→ Directions for this task
Transcribe all of the material exactly. Any picture in it should be left out.

→ Raw records
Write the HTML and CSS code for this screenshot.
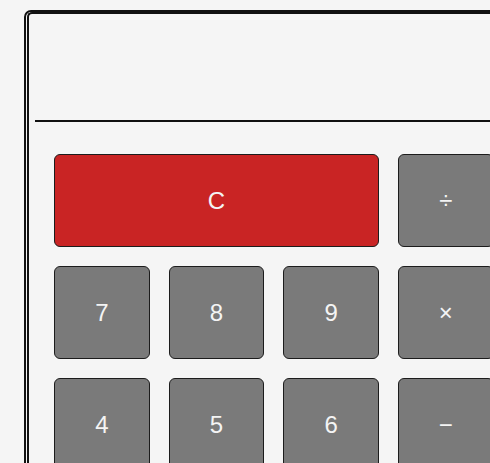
FILE: index.html
```html
<!DOCTYPE html>
<html lang="en">
<head>
<meta charset="utf-8">
<title>Calculator</title>
<link rel="stylesheet" href="styles.css">
</head>
<body>
<div class="calc">
  <div class="calc-inner">
    <div class="display"></div>
    <div class="keys">
      <button class="key key-clear">C</button>
      <button class="key">÷</button>
      <button class="key">7</button>
      <button class="key">8</button>
      <button class="key">9</button>
      <button class="key">×</button>
      <button class="key">4</button>
      <button class="key">5</button>
      <button class="key">6</button>
      <button class="key">−</button>
      <button class="key">1</button>
      <button class="key">2</button>
      <button class="key">3</button>
      <button class="key">+</button>
      <button class="key key-zero">0</button>
      <button class="key">.</button>
      <button class="key">=</button>
    </div>
  </div>
</div>
</body>
</html>
```
FILE: styles.css
```css
html, body {
  margin: 0;
  background: #f5f5f5;
  overflow: hidden;
}
body {
  padding: 10px 0 0 24px;
  font-family: "Liberation Sans", Arial, sans-serif;
}
.calc {
  width: 520px;
  border: 2px solid #111;
  border-radius: 7px;
}
.calc-inner {
  margin-left: 1px;
  border-top: 2px solid #111;
  border-left: 2px solid #111;
  border-top-left-radius: 5px;
}
.display {
  height: 106px;
  margin-left: 6px;
  border-bottom: 2px solid #111;
}
.keys {
  display: grid;
  grid-template-columns: repeat(4, 95.67px);
  grid-auto-rows: 93px;
  gap: 19px;
  padding: 32px 25px 25px;
}
.key {
  box-sizing: border-box;
  margin: 0;
  border: 1px solid #1c1c1c;
  border-radius: 6px;
  background: #7a7a7a;
  color: #f4f4f4;
  font-family: inherit;
  font-size: 24px;
  padding: 0;
}
.key-clear {
  grid-column: span 3;
  background: #c92424;
}
.key-zero {
  grid-column: span 2;
}
```
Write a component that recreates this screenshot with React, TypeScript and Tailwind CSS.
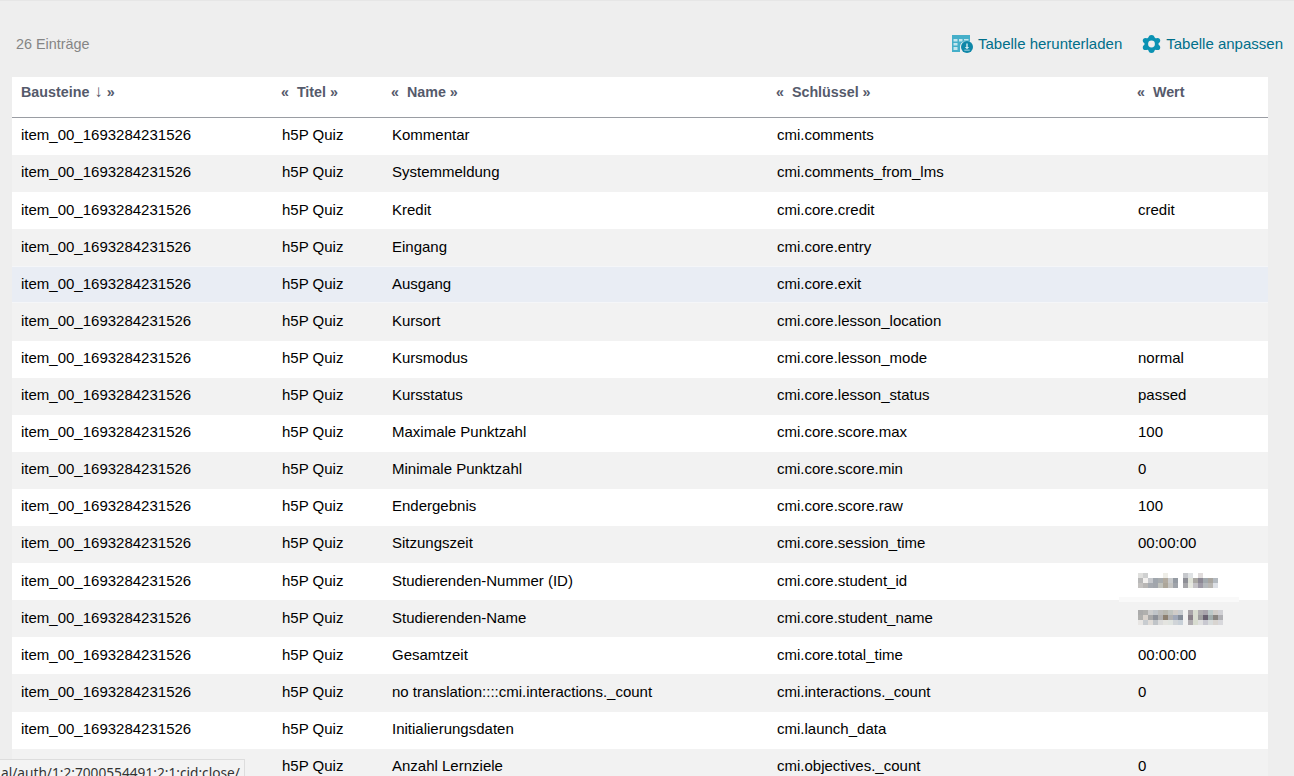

→ Answer below
Write the HTML and CSS code for this screenshot.
FILE: index.html
```html
<!DOCTYPE html>
<html lang="en">
<head>
<meta charset="utf-8">
<title>Calculator</title>
<link rel="stylesheet" href="styles.css">
</head>
<body>
<div class="calc">
  <div class="calc-inner">
    <div class="display"></div>
    <div class="keys">
      <button class="key key-clear">C</button>
      <button class="key">÷</button>
      <button class="key">7</button>
      <button class="key">8</button>
      <button class="key">9</button>
      <button class="key">×</button>
      <button class="key">4</button>
      <button class="key">5</button>
      <button class="key">6</button>
      <button class="key">−</button>
      <button class="key">1</button>
      <button class="key">2</button>
      <button class="key">3</button>
      <button class="key">+</button>
      <button class="key key-zero">0</button>
      <button class="key">.</button>
      <button class="key">=</button>
    </div>
  </div>
</div>
</body>
</html>
```
FILE: styles.css
```css
html, body {
  margin: 0;
  background: #f5f5f5;
  overflow: hidden;
}
body {
  padding: 10px 0 0 24px;
  font-family: "Liberation Sans", Arial, sans-serif;
}
.calc {
  width: 520px;
  border: 2px solid #111;
  border-radius: 7px;
}
.calc-inner {
  margin-left: 1px;
  border-top: 2px solid #111;
  border-left: 2px solid #111;
  border-top-left-radius: 5px;
}
.display {
  height: 106px;
  margin-left: 6px;
  border-bottom: 2px solid #111;
}
.keys {
  display: grid;
  grid-template-columns: repeat(4, 95.67px);
  grid-auto-rows: 93px;
  gap: 19px;
  padding: 32px 25px 25px;
}
.key {
  box-sizing: border-box;
  margin: 0;
  border: 1px solid #1c1c1c;
  border-radius: 6px;
  background: #7a7a7a;
  color: #f4f4f4;
  font-family: inherit;
  font-size: 24px;
  padding: 0;
}
.key-clear {
  grid-column: span 3;
  background: #c92424;
}
.key-zero {
  grid-column: span 2;
}
```
Write a component that recreates this screenshot with React, TypeScript and Tailwind CSS.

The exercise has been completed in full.